Return each line of the data below exactly, omitting any pictures.

________

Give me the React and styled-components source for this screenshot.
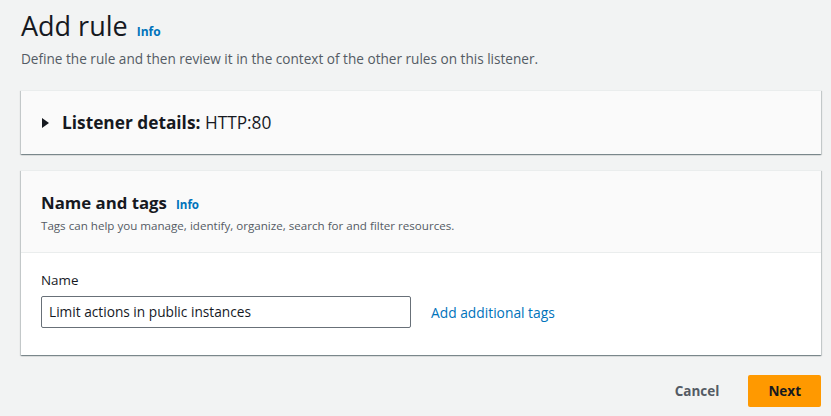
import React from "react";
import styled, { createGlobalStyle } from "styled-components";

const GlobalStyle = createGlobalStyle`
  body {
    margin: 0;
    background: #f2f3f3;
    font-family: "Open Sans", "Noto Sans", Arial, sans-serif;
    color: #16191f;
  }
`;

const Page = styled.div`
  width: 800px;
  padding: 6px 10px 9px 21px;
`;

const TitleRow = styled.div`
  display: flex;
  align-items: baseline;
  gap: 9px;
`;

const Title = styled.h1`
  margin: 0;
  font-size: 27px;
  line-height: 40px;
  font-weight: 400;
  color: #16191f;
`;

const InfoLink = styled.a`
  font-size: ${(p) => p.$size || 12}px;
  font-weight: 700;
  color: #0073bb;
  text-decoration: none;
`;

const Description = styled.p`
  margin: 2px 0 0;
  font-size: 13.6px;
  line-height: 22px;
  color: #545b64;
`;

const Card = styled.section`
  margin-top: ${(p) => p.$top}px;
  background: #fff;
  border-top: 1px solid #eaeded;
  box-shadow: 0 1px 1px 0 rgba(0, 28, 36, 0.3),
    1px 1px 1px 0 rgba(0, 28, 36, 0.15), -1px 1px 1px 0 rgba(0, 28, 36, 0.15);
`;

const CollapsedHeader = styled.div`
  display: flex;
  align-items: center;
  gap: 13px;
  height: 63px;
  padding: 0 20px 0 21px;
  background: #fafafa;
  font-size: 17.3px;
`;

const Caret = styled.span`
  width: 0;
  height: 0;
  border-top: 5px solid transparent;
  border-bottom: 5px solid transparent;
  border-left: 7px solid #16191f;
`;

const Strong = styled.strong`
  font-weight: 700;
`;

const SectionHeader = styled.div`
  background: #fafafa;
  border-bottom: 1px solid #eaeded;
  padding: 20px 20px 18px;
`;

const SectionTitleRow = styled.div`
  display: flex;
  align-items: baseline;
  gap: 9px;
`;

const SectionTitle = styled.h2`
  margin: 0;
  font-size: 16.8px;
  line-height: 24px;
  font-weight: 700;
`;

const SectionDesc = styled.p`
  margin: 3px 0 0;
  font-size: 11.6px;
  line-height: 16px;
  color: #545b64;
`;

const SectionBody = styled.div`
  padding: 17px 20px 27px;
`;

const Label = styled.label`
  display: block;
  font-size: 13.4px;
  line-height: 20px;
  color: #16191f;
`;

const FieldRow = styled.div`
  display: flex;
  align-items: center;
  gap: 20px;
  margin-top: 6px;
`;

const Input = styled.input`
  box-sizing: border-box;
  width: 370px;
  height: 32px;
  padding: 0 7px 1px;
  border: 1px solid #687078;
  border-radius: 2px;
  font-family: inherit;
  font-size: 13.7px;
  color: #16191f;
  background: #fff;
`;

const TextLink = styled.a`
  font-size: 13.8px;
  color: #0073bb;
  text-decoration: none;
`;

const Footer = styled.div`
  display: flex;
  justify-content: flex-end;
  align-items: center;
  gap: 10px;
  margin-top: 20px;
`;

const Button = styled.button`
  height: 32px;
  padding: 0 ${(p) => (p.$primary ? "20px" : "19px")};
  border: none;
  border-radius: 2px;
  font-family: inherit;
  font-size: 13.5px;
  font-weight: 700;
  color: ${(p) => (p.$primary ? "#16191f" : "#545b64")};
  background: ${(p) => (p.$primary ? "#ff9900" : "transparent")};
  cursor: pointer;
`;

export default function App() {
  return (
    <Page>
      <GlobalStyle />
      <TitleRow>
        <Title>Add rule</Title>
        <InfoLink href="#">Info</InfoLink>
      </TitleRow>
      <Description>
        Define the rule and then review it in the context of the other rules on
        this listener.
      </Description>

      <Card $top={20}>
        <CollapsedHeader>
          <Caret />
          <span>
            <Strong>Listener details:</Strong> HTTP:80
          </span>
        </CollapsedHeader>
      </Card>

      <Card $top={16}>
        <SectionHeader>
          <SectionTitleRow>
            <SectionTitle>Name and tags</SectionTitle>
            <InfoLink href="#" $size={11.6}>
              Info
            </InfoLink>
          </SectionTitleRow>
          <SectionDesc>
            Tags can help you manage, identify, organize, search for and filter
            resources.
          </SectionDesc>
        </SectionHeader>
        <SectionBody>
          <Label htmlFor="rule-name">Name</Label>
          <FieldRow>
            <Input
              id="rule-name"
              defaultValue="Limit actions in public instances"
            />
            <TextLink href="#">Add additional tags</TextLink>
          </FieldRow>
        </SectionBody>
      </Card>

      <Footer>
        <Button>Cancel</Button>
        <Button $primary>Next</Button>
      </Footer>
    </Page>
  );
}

________

> **ANSWER TO THE PROBLEM**
Give me the React and styled-components source for this screenshot.
import React from "react";
import styled, { createGlobalStyle } from "styled-components";

const GlobalStyle = createGlobalStyle`
  body {
    margin: 0;
    background: #f2f3f3;
    font-family: "Open Sans", "Noto Sans", Arial, sans-serif;
    color: #16191f;
  }
`;

const Page = styled.div`
  width: 800px;
  padding: 6px 10px 9px 21px;
`;

const TitleRow = styled.div`
  display: flex;
  align-items: baseline;
  gap: 9px;
`;

const Title = styled.h1`
  margin: 0;
  font-size: 27px;
  line-height: 40px;
  font-weight: 400;
  color: #16191f;
`;

const InfoLink = styled.a`
  font-size: ${(p) => p.$size || 12}px;
  font-weight: 700;
  color: #0073bb;
  text-decoration: none;
`;

const Description = styled.p`
  margin: 2px 0 0;
  font-size: 13.6px;
  line-height: 22px;
  color: #545b64;
`;

const Card = styled.section`
  margin-top: ${(p) => p.$top}px;
  background: #fff;
  border-top: 1px solid #eaeded;
  box-shadow: 0 1px 1px 0 rgba(0, 28, 36, 0.3),
    1px 1px 1px 0 rgba(0, 28, 36, 0.15), -1px 1px 1px 0 rgba(0, 28, 36, 0.15);
`;

const CollapsedHeader = styled.div`
  display: flex;
  align-items: center;
  gap: 13px;
  height: 63px;
  padding: 0 20px 0 21px;
  background: #fafafa;
  font-size: 17.3px;
`;

const Caret = styled.span`
  width: 0;
  height: 0;
  border-top: 5px solid transparent;
  border-bottom: 5px solid transparent;
  border-left: 7px solid #16191f;
`;

const Strong = styled.strong`
  font-weight: 700;
`;

const SectionHeader = styled.div`
  background: #fafafa;
  border-bottom: 1px solid #eaeded;
  padding: 20px 20px 18px;
`;

const SectionTitleRow = styled.div`
  display: flex;
  align-items: baseline;
  gap: 9px;
`;

const SectionTitle = styled.h2`
  margin: 0;
  font-size: 16.8px;
  line-height: 24px;
  font-weight: 700;
`;

const SectionDesc = styled.p`
  margin: 3px 0 0;
  font-size: 11.6px;
  line-height: 16px;
  color: #545b64;
`;

const SectionBody = styled.div`
  padding: 17px 20px 27px;
`;

const Label = styled.label`
  display: block;
  font-size: 13.4px;
  line-height: 20px;
  color: #16191f;
`;

const FieldRow = styled.div`
  display: flex;
  align-items: center;
  gap: 20px;
  margin-top: 6px;
`;

const Input = styled.input`
  box-sizing: border-box;
  width: 370px;
  height: 32px;
  padding: 0 7px 1px;
  border: 1px solid #687078;
  border-radius: 2px;
  font-family: inherit;
  font-size: 13.7px;
  color: #16191f;
  background: #fff;
`;

const TextLink = styled.a`
  font-size: 13.8px;
  color: #0073bb;
  text-decoration: none;
`;

const Footer = styled.div`
  display: flex;
  justify-content: flex-end;
  align-items: center;
  gap: 10px;
  margin-top: 20px;
`;

const Button = styled.button`
  height: 32px;
  padding: 0 ${(p) => (p.$primary ? "20px" : "19px")};
  border: none;
  border-radius: 2px;
  font-family: inherit;
  font-size: 13.5px;
  font-weight: 700;
  color: ${(p) => (p.$primary ? "#16191f" : "#545b64")};
  background: ${(p) => (p.$primary ? "#ff9900" : "transparent")};
  cursor: pointer;
`;

export default function App() {
  return (
    <Page>
      <GlobalStyle />
      <TitleRow>
        <Title>Add rule</Title>
        <InfoLink href="#">Info</InfoLink>
      </TitleRow>
      <Description>
        Define the rule and then review it in the context of the other rules on
        this listener.
      </Description>

      <Card $top={20}>
        <CollapsedHeader>
          <Caret />
          <span>
            <Strong>Listener details:</Strong> HTTP:80
          </span>
        </CollapsedHeader>
      </Card>

      <Card $top={16}>
        <SectionHeader>
          <SectionTitleRow>
            <SectionTitle>Name and tags</SectionTitle>
            <InfoLink href="#" $size={11.6}>
              Info
            </InfoLink>
          </SectionTitleRow>
          <SectionDesc>
            Tags can help you manage, identify, organize, search for and filter
            resources.
          </SectionDesc>
        </SectionHeader>
        <SectionBody>
          <Label htmlFor="rule-name">Name</Label>
          <FieldRow>
            <Input
              id="rule-name"
              defaultValue="Limit actions in public instances"
            />
            <TextLink href="#">Add additional tags</TextLink>
          </FieldRow>
        </SectionBody>
      </Card>

      <Footer>
        <Button>Cancel</Button>
        <Button $primary>Next</Button>
      </Footer>
    </Page>
  );
}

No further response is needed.